How to integrate ∫ √(4 - x²) dx?

Question

I've never done an integral like this, but this is what I've got so far:
Since the integral is in the form ∫ √(a² - x²) dx, i used the substitution x = asinθ, in this case
x = 2sinθ, so dx = 2 cosθ dθ.
When you plug it in you get:
∫ √(4 - (2sinθ)²) (2 cosθ) dθ =
2 ∫ √(4 - 4sin²θ) cosθ dθ =
2 ∫ √(4 (1 - sin²θ)) cosθ dθ =
2 ∫ 2√(cos²θ) cosθ dθ =
4 ∫ cos²θ dθ =
4 (1/2*θ + 1/4*sin(2θ) ) =

2θ + sin(2θ) + C

The problem is converting this answer back to x, which my book does not really discuss.
Since x = 2 sin(θ), θ = arcsin(x/2)
So 2θ + sin(2θ) + C becomes
2*arcsin(x/2) + sin(2θ) + C.
But how do you convert the sin(2θ)?
I tried the double angle formula and it didn't work well. The answer in my textbook is:
2*arcsin(x/2) + 1/2*x√(4 - x²) + C
I would greatly appreciate any help.

thanks dr_no4458. My book left out the details on how to do this using a right triangle. Now it makes perfect sense.

Answer 1

Everything looks good but to convert sin 2theta, draw a triangle. you know that x = 2 *sin(theta). So the triangle would have the hypotenuse of 2 and the opposite side is x. So using the pythagorean theorem you find that adjacent side is sqrt(4- x^2).
Your final answer will then be:
2(arcsin(x/2)) +2sin(theta)cos(theta) + C =
2(arcsin(x/2)) + 2* (x/2)(sqrt(4- x^2)) + C
The key here is to draw the triangle relating x and theta.

Answer 2

Your problem is how
sin 2θ became 1/2*x√(4-x²) ;isn't it?

sin 2θ = 2sin θcos θ.
But 2Sin θ = x;
Now draw a triangle taking an angle θ, mark
the opposite side as x and the hypotenuse as 2
{As Sin θ = x/2}
Adjacent side = √(4-x²).

cos θ = (√(4-x²))/2;

Now,
substitute the values of sin θ and cos θ in the equation
sin 2θ = 2sin θcos θ.
You will get
sin 2θ = 1/2*x√(4 - x²)

Answer 3

sin(2T) = 2sin(T)cos(T)

now T = arcsin(x/2) so sin(T) = x/2 and cos(T)=SQRT(4-x^2)/2

Draw a right triangle.

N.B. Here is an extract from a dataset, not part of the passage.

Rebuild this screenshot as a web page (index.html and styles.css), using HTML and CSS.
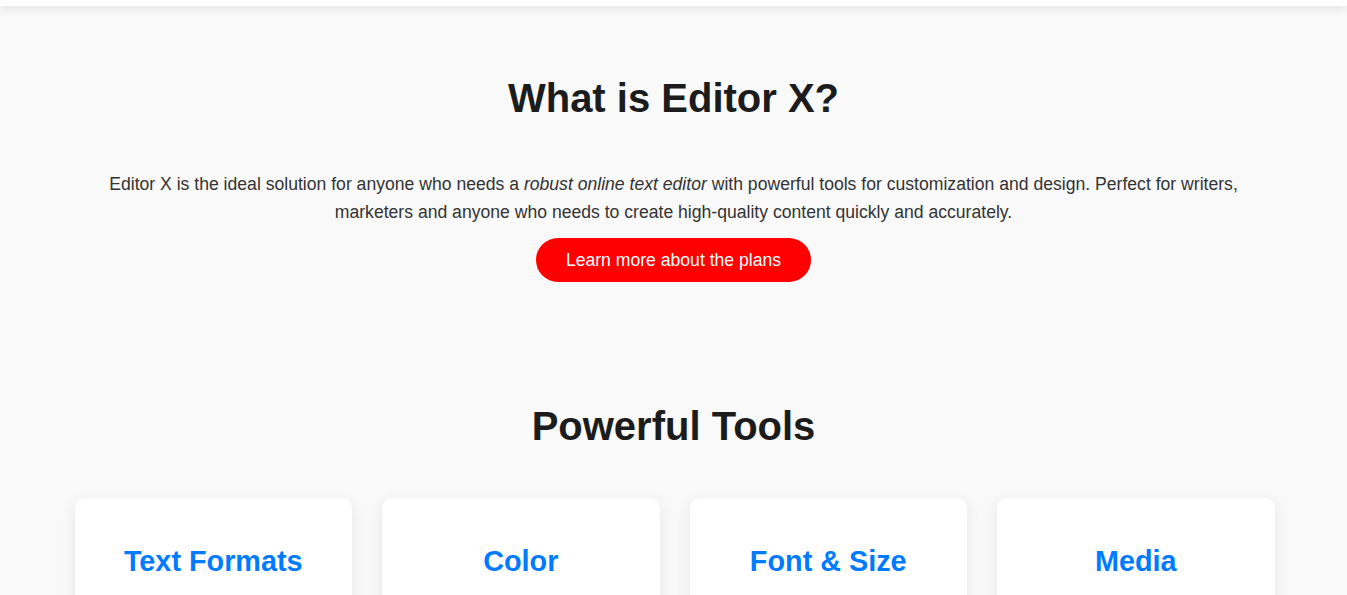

Put C=2 and either A or B =2 (I will use A)
and the angle T is opposite the side A
So the other side of the triangle is B = SQRT(C^2 - A^2)
Giving B = SQRT(4 - x^2) and cos(T) = SQRT(4 - x^2)/2

then sin(2T) = 2*(x/2)*SQRT(4 - x^2)/2 = SQRT(4 - x^2)/2

Answer 4

You've done everything right so far. The trick is then just to convert sin 2theta into something in terms of x.

Remember your trig identities:
sin2 theta = 2 sin theta cos theta, and
cos theta = sqrt(1-sin^2 theta).

With these two points, you can convert sin 2 theta into 1/2 x sqrt(4-x^2) in a very straightforward way.

Answer 5

Thr is a direct formula for such questions.U pleez go thru yr books and u shud find the formula.